Surenchère sécuritaire partout
Si la surenchère sécuritaire est devenue un élément de rhétorique ordinaire à droite (mais aussi au sein d’une certaine gauche dite républicaine), cela ne signifie pas que cela se traduise dans les faits par une amélioration de la protection des biens et des personnes. Au contraire, le divorce entre le discours sécuritaire de la classe politique et l’explosion de violence au quotidien qu’elle est incapable de juguler ont permis au FN, puis au RN, d’engranger des voix et de la popularité avec facilité et régularité.
De son côté, la gauche, de Hollande à Mélenchon, par son soutien cartoonesque aux délinquants et aux agresseurs des forces de l’ordre, a réussi le tour de force d’incarner une certaine idée du renoncement dans le domaine de la justice et de la sécurité au plus grand bénéfice de toutes les formations droitières du pays.

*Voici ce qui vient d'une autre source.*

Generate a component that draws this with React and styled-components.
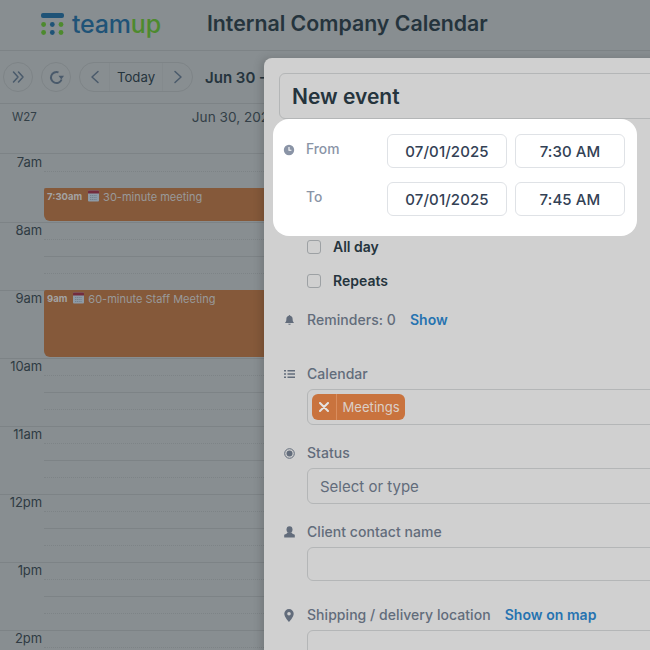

La Macronie a aussi apporté sa petite pierre à l’édifice. En banalisant la glorification de l’État autoritaire, jadis réservée aux groupuscules fascisants et aux réactionnaires anti-démocratie parlementaire, l’« extrême-centrisme » a innové, pour le pire. Après une crise des Gilets jaunes vertement réprimés, la gestion de la crise sanitaire s’est appuyée sur l’état d’urgence, généralisant le contrôle social, la surveillance et la répression. L’absurdistan autoritaire et sanitaire qui a déjà largement été évoqué dans les colonnes de Contrepoints s’est doublé de la criminalisation des demandes de libertés publiques.
Depuis les dernières élections, ce sont donc des formations autoritaires, national-socialisantes et antilibérales qui dominent le paysage politique. Si banalisation de l’extrême droite il y a, c’est donc avec le concours d’une classe politique qui a troqué la culture libérale pour le cynisme depuis bien longtemps.